General recommendation: if a subscription includes both VLESS and VMess, try VLESS first, especially nodes marked with TLS, Reality, WS, or gRPC. If your client is older or the import fails, then use VMess. The free nodes provided on this site may include different protocols, so it is best not to save only one node—prepare 2–3 backups if possible.

  1. Windows users can use V2RayN or Clash Verge Rev, while Android users can use V2RayNG or NekoBox.
  2. Copy the subscription link, then choose “Subscription Settings” or “Import from Clipboard” in the client.
  3. After updating the subscription, select a VLESS or VMess node, test the latency first, then click connect.
  4. Open your browser and visit an IP check website to confirm that your exit IP has changed.

If a VLESS node shows up in red after import and cannot be started, the client core may be too old and may not support Reality or newer transport methods. In that case, upgrading the client is usually more effective than repeatedly switching nodes.

3. What do they have to do with IP, DNS, and the browser environment?

VLESS/VMess determine “how to connect to the node,” but websites do not judge your status based only on the protocol. They also evaluate factors such as IP, DNS, browser fingerprint, time zone, and language. For example, even if you are already connected to the proxy, if DNS requests still go through your local ISP, DNS leaks may occur. Or if your exit IP is in the United States, but your browser language is Chinese and your time zone is Beijing, some websites may also flag that as unusual.

Practical recommendations are as follows:

  • When enabling global mode or rule mode in the client, make sure your browser traffic is actually going through the proxy.
  • Check your DNS settings.

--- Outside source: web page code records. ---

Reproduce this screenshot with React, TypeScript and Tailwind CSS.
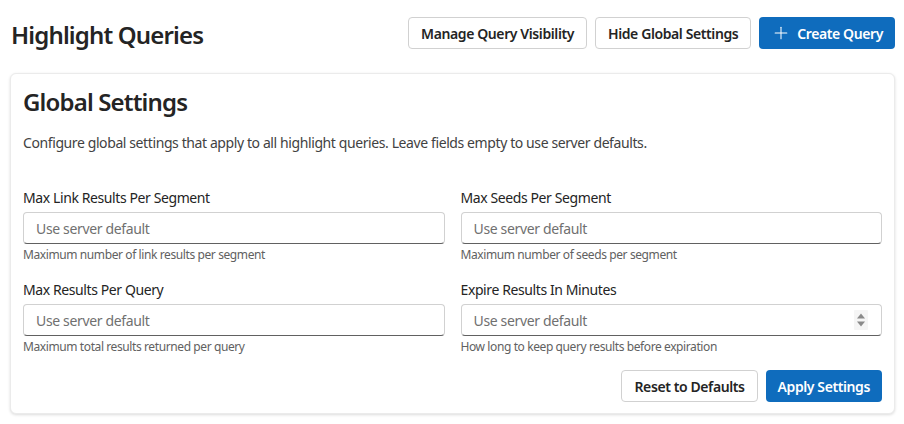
import { Plus } from 'lucide-react';

const fields = [
    { label: 'Max Link Results Per Segment', hint: 'Maximum number of link results per segment' },
    { label: 'Max Seeds Per Segment', hint: 'Maximum number of seeds per segment' },
    { label: 'Max Results Per Query', hint: 'Maximum total results returned per query' },
    { label: 'Expire Results In Minutes', hint: 'How long to keep query results before expiration', spin: true },
];

// little up/down arrows of the number stepper
function SpinArrows() {
    return (
        <svg width="14" height="20" viewBox="0 0 14 20" className="shrink-0">
            <rect x="0" y="0" width="14" height="20" rx="1" fill="#f5f5f5" />
            <path d="M7 3.5 L11 8.5 L3 8.5 Z" fill="#8a8a8a" />
            <path d="M7 16.5 L11 11.5 L3 11.5 Z" fill="#8a8a8a" />
        </svg>
    );
}

function Field({ label, hint, spin }: { label: string; hint: string; spin?: boolean }) {
    return (
        <div className="flex flex-col">
            <label className="text-[14px] leading-[20px] text-[#242424]">{label}</label>
            <div className="mt-1 flex h-8 items-center rounded border border-[#d1d1d1] border-b-[#616161] bg-white pl-3 pr-[13px]">
                <input
                    type="text"
                    placeholder="Use server default"
                    className="w-full bg-transparent text-[14px] tracking-[-0.025em] text-[#242424] outline-none placeholder:text-[#707070]"
                />
                {spin && <SpinArrows />}
            </div>
            <span className="mt-[3px] text-[12px] leading-4 text-[#616161]">{hint}</span>
        </div>
    );
}

export default function App() {
    return (
        <div className="min-h-screen bg-white pl-[10px] pr-[9px] pt-[17px] font-['Noto_Sans',sans-serif] tracking-[-0.025em] text-[#242424]">
            <div className="flex items-start justify-between">
                <h1 className="ml-[1px] mt-[2px] text-[24px] font-semibold leading-8 tracking-[-0.035em]">Highlight Queries</h1>
                <div className="flex gap-2">
                    <button className="h-8 rounded border border-[#d1d1d1] bg-white px-3 text-[14px] font-semibold">
                        Manage Query Visibility
                    </button>
                    <button className="h-8 rounded border border-[#d1d1d1] bg-white px-3 text-[14px] font-semibold">
                        Hide Global Settings
                    </button>
                    <button className="flex h-8 items-center gap-[6px] rounded bg-[#0f6cbd] px-3 text-[14px] font-semibold text-white">
                        <Plus size={20} strokeWidth={1.25} />
                        Create Query
                    </button>
                </div>
            </div>

            <div className="mt-[22px] rounded-md border border-[#ebebeb] bg-white px-3 pb-[11px] pt-3 shadow-[0_1px_3px_rgba(0,0,0,0.14)]">
                <h2 className="text-[24px] font-semibold leading-8 tracking-[-0.035em]">Global Settings</h2>
                <p className="mt-[15px] text-[14px] leading-5 text-[#424242]">
                    Configure global settings that apply to all highlight queries. Leave fields empty to use server defaults.
                </p>

                <div className="mt-[35px] grid grid-cols-2 gap-x-4 gap-y-[17px]">
                    {fields.map((f) => (
                        <Field key={f.label} {...f} />
                    ))}
                </div>

                <div className="mt-[15px] flex justify-end gap-2">
                    <button className="h-8 rounded border border-[#d1d1d1] bg-white px-3 text-[14px] font-semibold">
                        Reset to Defaults
                    </button>
                    <button className="h-8 rounded bg-[#0f6cbd] px-3 text-[14px] font-semibold text-white">
                        Apply Settings
                    </button>
                </div>
            </div>
        </div>
    );
}
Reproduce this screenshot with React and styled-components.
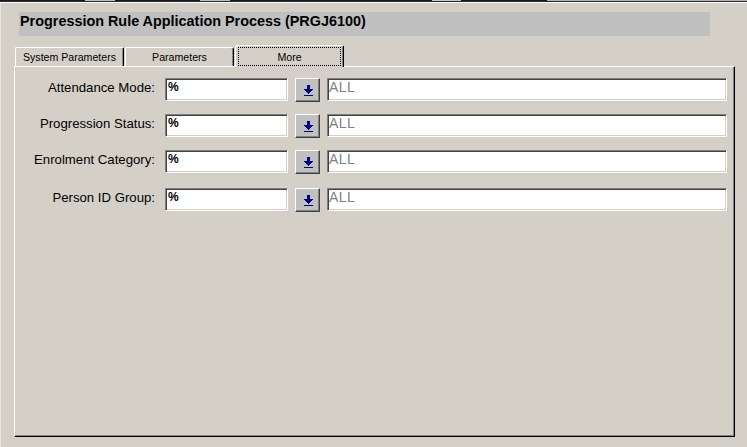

Prioritize the client’s built-in DNS or remote DNS to avoid local DNS leaks.
  • When accessing account-related websites, do not switch countries or nodes too frequently; keep the environment stable.
  • Do not randomly enable both browser extension proxies and the system proxy at the same time, to avoid confusing traffic splitting.

4. How should you troubleshoot connection failures?

First, check the client logs. If you see a timeout message, the node may be unavailable or the network may be blocked. If you see TLS handshake failed, the system time may be incorrect, the SNI may not match, or the client may not support it. If the imported subscription is empty, the link may have expired, the format may be incompatible, or the network may be unable to access the subscription address.

Recommended troubleshooting order: update the client core, refresh the subscription, switch to other nodes in the same subscription, check the system time, disable other proxy software, and then test IP and DNS again. In most cases, the problem is not “which is better, VLESS or VMess,” but rather the node status, the client version, and your local network environment.

In summary: VLESS is more lightweight and is common in newer nodes; VMess has better compatibility and more legacy configurations. Ordinary users do not need to obsess over protocol details—what matters most is being able to import stably, connect successfully, and avoid IP and DNS leaks.